The enormous advantages of this new technology are obvious: billion-euro manufacturing plants that are necessary for manufacturing today’s microelectronics could be a thing of the past.
Scientists at the University of Konstanz and the Helmholtz-Zentrum Dresden-Rossendorf (HZDR) are working on storing and processing information on the level of single molecules to create the smallest possible components that will combine autonomously to form a circuit. As recently reported in the academic journal Advanced Science, the researchers can switch on the current flow through a single molecule for the first time with the help of light.
Dr. Artur Erbe, physicist at the HZDR, is convinced that in the future molecular electronics will open the door for novel and increasingly smaller – while also more energy efficient – components or sensors: “Single molecules are currently the smallest imaginable components capable of being integrated into a processor.” Scientists have yet to succeed in tailoring a molecule so that it can conduct an electrical current and that this current can be selectively turned on and off like an electrical switch.
This requires a molecule in which an otherwise strong bond between individual atoms dissolves in one location – and forms again precisely when energy is pumped into the structure. Dr. Jannic Wolf, chemist at the University of Konstanz, discovered through complex experiments that a particular diarylethene compound is an eligible candidate. The advantages of this molecule, approximately three nanometres in size, are that it rotates very little when a point in its structure opens and it possesses two nanowires that can be used as contacts. The diarylethene is an insulator when open and becomes a conductor when closed. It thus exhibits a different physical behaviour, a behaviour that the scientists from Konstanz and Dresden were able to demonstrate with certainty in numerous reproducible measurements for the first time in a single molecule.
A computer from a test-tube
A special feature of these molecular electronics is that they take place in a fluid within a test-tube, where the molecules are contacted within the solution. In order to ascertain what effects the solution conditions have on the switching process, it was therefore necessary to systematically test various solvents. The diarylethene needs to be attached at the end of the nanowires to electrodes so that the current can flow. “We developed a nanotechnology at the HZDR that relies on extremely thin tips made of very few gold atoms. We stretch the switchable diarylethene compound between them,” explains Dr. Erbe.
When a beam of light then hits the molecule, it switches from its open to its closed state, resulting in a flowing current. “For the first time ever we could switch on a single contacted molecule and prove that this precise molecule becomes a conductor on which we have used the light beam,” says Dr. Erbe, pleased with the results. “We have also characterized the molecular switching mechanism in extremely high detail, which is why I believe that we have succeeded in making an important step toward a genuine molecular electronic component.”

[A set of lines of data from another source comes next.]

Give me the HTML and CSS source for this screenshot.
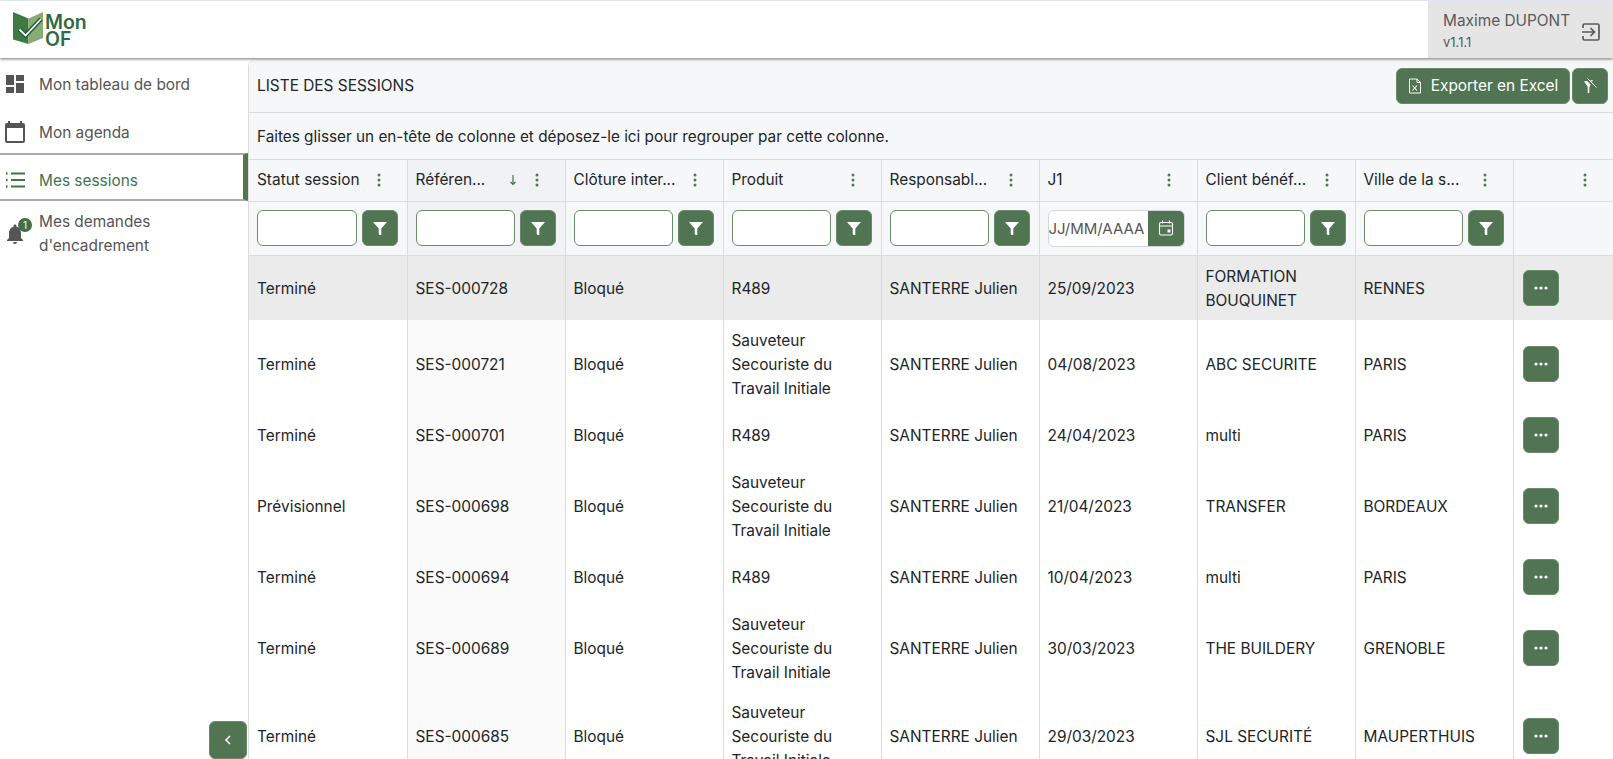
FILE: index.html
```html
<!DOCTYPE html>
<html lang="fr">
  <head>
    <meta charset="UTF-8" />
    <meta name="viewport" content="width=device-width, initial-scale=1.0" />
    <title>Mes sessions</title>
    <link rel="stylesheet" href="styles.css">
  </head>
  <body>

    <svg class="defs" aria-hidden="true">
      <symbol id="i-filter" viewBox="0 0 14 14"><path d="M0 1h14L8.3 7.4V14H6.6L5.7 13V7.4z" fill="currentColor"/></symbol>
      <symbol id="i-dots" viewBox="0 0 4 16"><circle cx="2" cy="3" r="1.5"/><circle cx="2" cy="8" r="1.5"/><circle cx="2" cy="13" r="1.5"/></symbol>
      <symbol id="i-more" viewBox="0 0 14 4"><circle cx="2" cy="2" r="1.6"/><circle cx="7" cy="2" r="1.6"/><circle cx="12" cy="2" r="1.6"/></symbol>
    </svg>

    <header class="topbar">
      <div class="logo">
        <svg width="32" height="34" viewBox="0 0 32 34">
          <path d="M1 0l15.500 6.500V32L1 27.500z" fill="#3f7a45"/>
          <path d="M16.500 6.500L31 0v26l-14.500 6z" fill="#86ab74"/>
          <path d="M7.500 17.500l6 6L29 7" fill="none" stroke="#1f5a33" stroke-width="4.500"/>
          <path d="M7.500 17.500l6 6L29 7" fill="none" stroke="#fff" stroke-width="1.800"/>
        </svg>
        <div class="logo-text">Mon<br>OF</div>
      </div>
      <div class="user">
        <div class="user-text">
          <div class="user-name">Maxime DUPONT</div>
          <div class="user-version">v1.1.1</div>
        </div>
        <svg class="logout" width="20" height="20" viewBox="0 0 20 20" fill="none" stroke="currentColor" stroke-width="1.700">
          <path d="M2 6V3.500A1.500 1.500 0 0 1 3.500 2h13A1.500 1.500 0 0 1 18 3.500v13a1.500 1.500 0 0 1-1.500 1.500h-13A1.500 1.500 0 0 1 2 16.500V14"/>
          <path d="M1 10h12M9.500 6l4 4-4 4"/>
        </svg>
      </div>
    </header>

    <div class="layout">
      <nav class="sidebar">
        <a class="nav-item">
          <svg class="nav-icon" viewBox="0 0 24 24"><path d="M3 13h8V3H3v10zm0 8h8v-6H3v6zm10 0h8V11h-8v10zm0-18v6h8V3h-8z"/></svg>
          <span class="nav-text">Mon tableau de bord</span>
        </a>
        <a class="nav-item">
          <svg class="nav-icon" viewBox="0 0 24 24"><path d="M20 3h-1V1h-2v2H7V1H5v2H4c-1.100 0-2 .9-2 2v16c0 1.100.9 2 2 2h16c1.100 0 2-.9 2-2V5c0-1.100-.9-2-2-2zm0 18H4V8h16v13z"/></svg>
          <span class="nav-text">Mon agenda</span>
        </a>
        <a class="nav-item active">
          <svg class="nav-icon" viewBox="0 0 24 24" fill="none" stroke="currentColor" stroke-width="1.800">
            <path d="M8 5.500h14M8 12h14M8 18.500h14"/>
            <path d="M3 5.500h1.500M3 12h1.500M3 18.500h1.500" stroke-width="2.400"/>
          </svg>
          <span class="nav-text">Mes sessions</span>
        </a>
        <a class="nav-item nav-bell">
          <span class="bell">
            <svg class="nav-icon" viewBox="0 0 24 24"><path d="M12 22c1.100 0 2-.9 2-2h-4c0 1.100.9 2 2 2zm6-6v-5c0-3.070-1.640-5.640-4.500-6.320V4c0-.83-.67-1.500-1.500-1.500s-1.500.67-1.500 1.500v.68C7.630 5.360 6 7.920 6 11v5l-2 2v1h16v-1l-2-2z"/></svg>
            <span class="badge">1</span>
          </span>
          <span class="nav-text">Mes demandes d'encadrement</span>
        </a>
        <button class="btn collapse" type="button">
          <svg width="10" height="12" viewBox="0 0 10 12" fill="none" stroke="currentColor" stroke-width="1.500"><path d="M7 2L3 6l4 4"/></svg>
        </button>
      </nav>

      <main class="content">
        <div class="titlebar">
          <span class="title">LISTE DES SESSIONS</span>
          <div class="actions">
            <button class="btn btn-export" type="button">
              <svg width="14" height="16" viewBox="0 0 14 16" fill="none" stroke="currentColor" stroke-width="1">
                <path d="M1.500 1h7.500l3.500 3.500v10.500h-11zM9 1v3.500h3.500"/>
                <path d="M4.500 7.500l4.500 5M9 7.500l-4.500 5" stroke-width="1.100"/>
              </svg>
              Exporter en Excel
            </button>
            <button class="btn btn-pin" type="button">
              <svg width="16" height="16" viewBox="0 0 16 16" fill="none">
                <path d="M2 3.500L11 2 6.800 10z" fill="currentColor"/>
                <path d="M6.500 8v7" stroke="currentColor" stroke-width="1.500"/>
                <path d="M3.500 -.5l10 10" stroke="#517553" stroke-width="2.600"/>
                <path d="M5.500 .5l9 9" stroke="currentColor" stroke-width="1"/>
              </svg>
            </button>
          </div>
        </div>
        <div class="dropzone">Faites glisser un en-tête de colonne et déposez-le ici pour regrouper par cette colonne.</div>

        <table class="grid">
          <colgroup>
            <col class="col"><col class="col"><col class="col"><col class="col"><col class="col"><col class="col"><col class="col"><col class="col"><col class="col-last">
          </colgroup>
          <thead>
            <tr class="head-row">
              <th><div class="th"><span class="label">Statut session</span><svg class="dots"><use href="#i-dots"/></svg></div></th>
              <th class="sorted"><div class="th"><span class="label">Référen...</span>
                <svg class="sort" width="10" height="14" viewBox="0 0 10 14" fill="none" stroke="currentColor" stroke-width="1.200"><path d="M5 2v9.500M2.500 9L5 11.500 7.500 9"/></svg>
                <svg class="dots"><use href="#i-dots"/></svg></div></th>
              <th><div class="th"><span class="label">Clôture inter...</span><svg class="dots"><use href="#i-dots"/></svg></div></th>
              <th><div class="th"><span class="label">Produit</span><svg class="dots"><use href="#i-dots"/></svg></div></th>
              <th><div class="th"><span class="label">Responsabl...</span><svg class="dots"><use href="#i-dots"/></svg></div></th>
              <th><div class="th"><span class="label">J1</span><svg class="dots"><use href="#i-dots"/></svg></div></th>
              <th><div class="th"><span class="label">Client bénéf...</span><svg class="dots"><use href="#i-dots"/></svg></div></th>
              <th><div class="th"><span class="label">Ville de la s...</span><svg class="dots"><use href="#i-dots"/></svg></div></th>
              <th><div class="th"><span class="label"></span><svg class="dots"><use href="#i-dots"/></svg></div></th>
            </tr>
            <tr class="filter-row">
              <th><div class="filter"><input type="text"><button class="btn btn-filter" type="button"><svg><use href="#i-filter"/></svg></button></div></th>
              <th class="sorted"><div class="filter"><input type="text"><button class="btn btn-filter" type="button"><svg><use href="#i-filter"/></svg></button></div></th>
              <th><div class="filter"><input type="text"><button class="btn btn-filter" type="button"><svg><use href="#i-filter"/></svg></button></div></th>
              <th><div class="filter"><input type="text"><button class="btn btn-filter" type="button"><svg><use href="#i-filter"/></svg></button></div></th>
              <th><div class="filter"><input type="text"><button class="btn btn-filter" type="button"><svg><use href="#i-filter"/></svg></button></div></th>
              <th>
                <div class="date-filter">
                  <input type="text" placeholder="JJ/MM/AAAA">
                  <button class="btn-date" type="button">
                    <svg width="16" height="16" viewBox="0 0 16 16" fill="none" stroke="currentColor" stroke-width="1.100">
                      <rect x="1.500" y="2.500" width="13" height="12.500" rx="1.500"/>
                      <path d="M1.500 6h13M4.500 .5v3M11.500 .5v3"/>
                      <rect x="9.500" y="9.500" width="3" height="3" fill="currentColor" stroke="none"/>
                    </svg>
                  </button>
                </div>
              </th>
              <th><div class="filter"><input type="text"><button class="btn btn-filter" type="button"><svg><use href="#i-filter"/></svg></button></div></th>
              <th><div class="filter"><input type="text"><button class="btn btn-filter" type="button"><svg><use href="#i-filter"/></svg></button></div></th>
              <th></th>
            </tr>
          </thead>
          <tbody>
            <tr class="selected">
              <td>Terminé</td><td class="sorted">SES-000728</td><td>Bloqué</td><td>R489</td><td>SANTERRE Julien</td><td>25/09/2023</td><td>FORMATION BOUQUINET</td><td>RENNES</td>
              <td><button class="btn btn-more" type="button"><svg><use href="#i-more"/></svg></button></td>
            </tr>
            <tr>
              <td>Terminé</td><td class="sorted">SES-000721</td><td>Bloqué</td><td>Sauveteur Secouriste du Travail Initiale</td><td>SANTERRE Julien</td><td>04/08/2023</td><td>ABC SECURITE</td><td>PARIS</td>
              <td><button class="btn btn-more" type="button"><svg><use href="#i-more"/></svg></button></td>
            </tr>
            <tr>
              <td>Terminé</td><td class="sorted">SES-000701</td><td>Bloqué</td><td>R489</td><td>SANTERRE Julien</td><td>24/04/2023</td><td>multi</td><td>PARIS</td>
              <td><button class="btn btn-more" type="button"><svg><use href="#i-more"/></svg></button></td>
            </tr>
            <tr>
              <td>Prévisionnel</td><td class="sorted">SES-000698</td><td>Bloqué</td><td>Sauveteur Secouriste du Travail Initiale</td><td>SANTERRE Julien</td><td>21/04/2023</td><td>TRANSFER</td><td>BORDEAUX</td>
              <td><button class="btn btn-more" type="button"><svg><use href="#i-more"/></svg></button></td>
            </tr>
            <tr>
              <td>Terminé</td><td class="sorted">SES-000694</td><td>Bloqué</td><td>R489</td><td>SANTERRE Julien</td><td>10/04/2023</td><td>multi</td><td>PARIS</td>
              <td><button class="btn btn-more" type="button"><svg><use href="#i-more"/></svg></button></td>
            </tr>
            <tr>
              <td>Terminé</td><td class="sorted">SES-000689</td><td>Bloqué</td><td>Sauveteur Secouriste du Travail Initiale</td><td>SANTERRE Julien</td><td>30/03/2023</td><td>THE BUILDERY</td><td>GRENOBLE</td>
              <td><button class="btn btn-more" type="button"><svg><use href="#i-more"/></svg></button></td>
            </tr>
            <tr>
              <td>Terminé</td><td class="sorted">SES-000685</td><td>Bloqué</td><td>Sauveteur Secouriste du Travail Initiale</td><td>SANTERRE Julien</td><td>29/03/2023</td><td>SJL SECURITÉ</td><td>MAUPERTHUIS</td>
              <td><button class="btn btn-more" type="button"><svg><use href="#i-more"/></svg></button></td>
            </tr>
          </tbody>
        </table>
      </main>
    </div>

  </body>
</html>
```

FILE: styles.css
```css
* {
  box-sizing: border-box;
}

html, body {
  height: 100%;
}

body {
  margin: 0;
  display: flex;
  flex-direction: column;
  height: 759px;
  overflow: hidden;
  font-family: Inter, "Liberation Sans", sans-serif;
  font-size: 15.4px;
  line-height: 24px;
  color: #212529;
  background: #fff;
}

.defs {
  display: none;
}

/* barre du haut */
.topbar {
  flex: none;
  display: flex;
  justify-content: space-between;
  height: 58px;
  border-top: 1px solid #e0e4ee;
  background: #fff;
  box-shadow: 0 1px 3px rgba(0, 0, 0, 0.55);
  position: relative;
  z-index: 2;
}

.logo {
  display: flex;
  align-items: center;
  gap: 1px;
  padding-left: 12px;
  padding-bottom: 2px;
}

.logo-text {
  margin-top: 4px;
  font-size: 19.5px;
  line-height: 17px;
  font-weight: 600;
  color: #2f6b42;
}

.user {
  width: 185px;
  display: flex;
  align-items: center;
  justify-content: space-between;
  padding: 0 12px 0 15px;
  background: #e5e5e5;
  color: #5a5a5a;
}

.user-name {
  line-height: 24px;
}

.user-version {
  font-size: 13px;
  line-height: 18px;
}

.logout {
  margin-top: 4px;
}

/* menu */
.layout {
  flex: 1;
  display: flex;
  min-height: 0;
}

.sidebar {
  flex: none;
  width: 248px;
  display: flex;
  flex-direction: column;
}

.nav-item {
  display: flex;
  align-items: flex-start;
  height: 48px;
  padding: 14px 0 10px 3px;
  color: #555;
}

.nav-text {
  margin-top: 1px;
}

.nav-item.active {
  margin-top: -1px;
  margin-bottom: 1px;
  padding-top: 13px;
  border-top: 2px solid #aaa;
  border-bottom: 2px solid #aaa;
  border-right: 5px solid #517553;
  color: #41744c;
}

.nav-icon {
  flex: none;
  width: 24px;
  height: 24px;
  margin-right: 12px;
  fill: #555;
}

.active .nav-icon {
  fill: none;
}

.nav-bell {
  height: auto;
  padding-top: 7px;
}

.bell {
  position: relative;
  margin-top: 13px;
  flex: none;
}

.badge {
  position: absolute;
  top: -4px;
  left: 15px;
  width: 14px;
  height: 14px;
  border-radius: 50%;
  background: #3f7048;
  color: #fff;
  font-size: 10px;
  line-height: 14px;
  text-align: center;
}

.nav-bell .nav-text {
  width: 150px;
}

.btn {
  display: inline-flex;
  align-items: center;
  justify-content: center;
  padding: 0;
  border: 1px solid #6b8a6c;
  border-radius: 6px;
  background: #517553;
  color: #fff;
  font-family: inherit;
}

.collapse {
  width: 38px;
  height: 38px;
  margin-top: auto;
  align-self: flex-end;
  margin-right: 1px;
}

/* contenu */
.content {
  flex: 1;
  min-width: 0;
  border-left: 1px solid #dcdcdc;
  margin-top: 1px;
  border-top-left-radius: 8px;
  overflow: hidden;
}

.titlebar {
  height: 54px;
  display: flex;
  align-items: center;
  justify-content: space-between;
  padding: 0 5px 0 8px;
  background: #f6f7f9;
  border-bottom: 1px solid #dcdcdc;
}

.actions {
  display: flex;
  gap: 2px;
}

.btn-export {
  width: 174px;
  height: 36px;
  gap: 9px;
  font-size: 15.4px;
}

.btn-pin {
  width: 36px;
  height: 36px;
}

.dropzone {
  height: 47px;
  padding: 12px 8px 10px;
  font-size: 15.3px;
  background: #f6f7f9;
  border-bottom: 1px solid #dcdcdc;
}

/* tableau */
.grid {
  table-layout: fixed;
  width: 1364px;
  border-collapse: collapse;
}

.col {
  width: 158px;
}

.col-last {
  width: 100px;
}

th, td {
  padding: 0 8px;
  border-right: 1px solid #dcdcdc;
  font-weight: 400;
  text-align: left;
}

th:last-child, td:last-child {
  border-right: none;
}

thead th {
  background: #f6f7f9;
  border-bottom: 1px solid #dcdcdc;
}

thead th.sorted {
  background: #f1f2f4;
}

.head-row th {
  height: 41px;
}

.filter-row th {
  height: 54px;
}

.th {
  display: flex;
  align-items: center;
  padding-right: 8px;
}

.label {
  flex: 1;
  white-space: nowrap;
}

.dots {
  flex: none;
  width: 4px;
  height: 16px;
  margin: 0 10px;
  fill: #4d7a55;
}

.sort {
  flex: none;
  margin-right: 7px;
  color: #41744c;
}

.filter {
  display: flex;
  gap: 5px;
  width: 140px;
}

th:first-child .filter {
  width: 141px;
}

.filter input {
  flex: 1;
  min-width: 0;
  height: 36px;
  border: 1px solid #6b8a6c;
  border-radius: 6px;
  background: #fff;
}

.btn-filter {
  flex: none;
  width: 36px;
  height: 36px;
}

.btn-filter svg {
  width: 14px;
  height: 14px;
}

.date-filter {
  display: flex;
  width: 137px;
  height: 37px;
  border: 1px solid #d4d7da;
  border-radius: 6px;
  overflow: hidden;
  background: #fff;
}

.date-filter input {
  flex: 1;
  min-width: 0;
  padding: 0;
  border: none;
  background: transparent;
  font-family: inherit;
  font-size: 15px;
}

.date-filter input::placeholder {
  color: #555;
  opacity: 1;
}

.btn-date {
  flex: none;
  width: 36px;
  padding: 0;
  border: none;
  background: #517553;
  color: #fff;
}

.btn-date svg {
  display: block;
  margin: 0 auto;
}

tbody td {
  height: 54px;
  padding-top: 9px;
  padding-bottom: 7px;
}

tbody td.sorted {
  background: #fafafa;
}

tbody tr.selected td {
  background: #ebebeb;
}

.btn-more {
  display: flex;
  width: 36px;
  height: 36px;
  margin: -1px auto 1px 1px;
}

.btn-more svg {
  width: 14px;
  height: 4px;
  fill: #fff;
}
```
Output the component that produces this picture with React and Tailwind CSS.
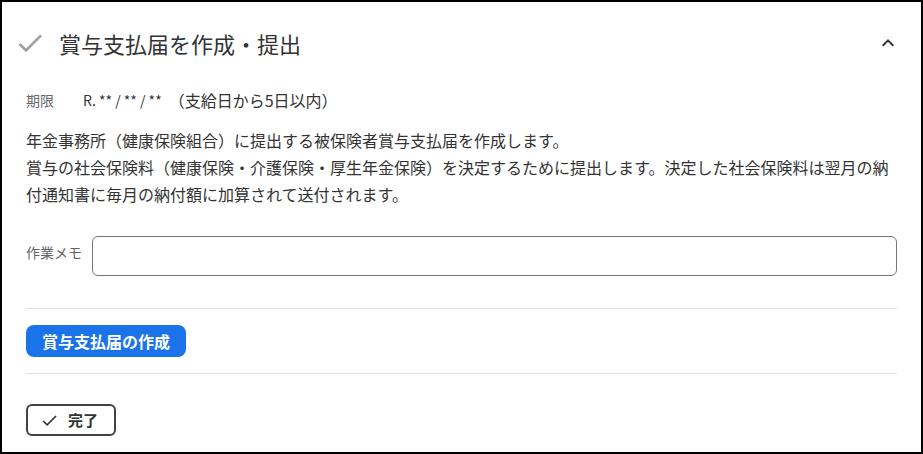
import React from "react";

export default function App() {
  return (
    <div className="w-[923px] h-[454px] border-2 border-black bg-white overflow-hidden font-['Noto_Sans_CJK_JP','Noto_Sans',sans-serif] text-[#333333]">
      <div className="flex items-center h-[82px] pl-[12px] pr-[21px]">
        <svg width="32" height="32" viewBox="0 0 24 24" className="shrink-0 text-[#a0a0a0]">
          <path fill="currentColor" d="M9 16.17L4.83 12l-1.42 1.41L9 19 21 7l-1.41-1.41z" />
        </svg>
        <div className="ml-[13px] text-[22px] leading-[30px]">賞与支払届を作成・提出</div>
        <div className="flex-1" />
        <svg width="24" height="24" viewBox="0 0 24 24" className="shrink-0 text-[#333]">
          <path fill="currentColor" d="M12 8l-6 6 1.41 1.41L12 10.83l4.59 4.58L18 14z" />
        </svg>
      </div>
      <div className="px-6">
        <div className="mt-[4px] flex items-center h-6 text-[14px]">
          <span className="text-[#666] w-[57px]">期限</span>
          <span>R. ** / ** / **</span>
          <span className="ml-[7px] text-[16px]">（支給日から5日以内）</span>
        </div>
        <p className="mt-[15px] text-[16px] leading-[27px]">
          年金事務所（健康保険組合）に提出する被保険者賞与支払届を作成します。
          <br />
          賞与の社会保険料（健康保険・介護保険・厚生年金保険）を決定するために提出します。決定した社会保険料は翌月の納付通知書に毎月の納付額に加算されて送付されます。
        </p>
        <div className="mt-[28px] flex items-start">
          <div className="w-[66px] pt-[6px] text-[14px] leading-5 text-[#666]">作業メモ</div>
          <div className="flex-1 h-10 rounded-[6px] border border-[#757575]" />
        </div>
        <div className="mt-[32px] h-px bg-[#e0e0e0]" />
        <div className="mt-4">
          <button className="h-8 px-4 rounded-[8px] bg-[#1a73e8] text-white text-[16px] font-bold leading-8">
            賞与支払届の作成
          </button>
        </div>
        <div className="mt-4 h-px bg-[#e0e0e0]" />
        <div className="mt-[30px]">
          <button className="h-8 w-[90px] flex items-center pl-[12px] rounded-[6px] border-2 border-[#424242] text-[15px] font-bold text-[#333]">
            <svg width="19" height="19" viewBox="0 0 24 24" className="shrink-0">
              <path fill="currentColor" d="M9 16.17L4.83 12l-1.42 1.41L9 19 21 7l-1.41-1.41z" />
            </svg>
            <span className="ml-[9px]">完了</span>
          </button>
        </div>
      </div>
    </div>
  );
}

Switching off, however, does not yet work with the contacted diarylethene, but the physicist is confident: “Our colleagues from the HZDR theory group are computing how precisely the molecule must rotate so that the current is interrupted. Together with the chemists from Konstanz, we will be able to accordingly implement the design and synthesis for the molecule.” However, a great deal of patience is required because it’s a matter of basic research. The diarylethene molecule contact using electron-beam lithography and the subsequent measurements alone lasted three long years. Approximately ten years ago, a working group at the University of Groningen in the Netherlands had already managed to construct a switch that could interrupt the current. The off-switch also worked only in one direction, but what couldn’t be proven at the time with certainty was that the change in conductivity was bound to a single molecule.
Nano-electronics in Dresden
One area of research focus in Dresden is what is known as self-organization. “DNA molecules are, for instance, able to arrange themselves into structures without any outside assistance. If we succeed in constructing logical switches from self-organizing molecules, then computers of the future will come from test-tubes,” Dr. Erbe prophesizes. The enormous advantages of this new technology are obvious: billion-euro manufacturing plants that are necessary for manufacturing today’s microelectronics could be a thing of the past. The advantages lie not only in production but also in operating the new molecular components, as they both will require very little energy.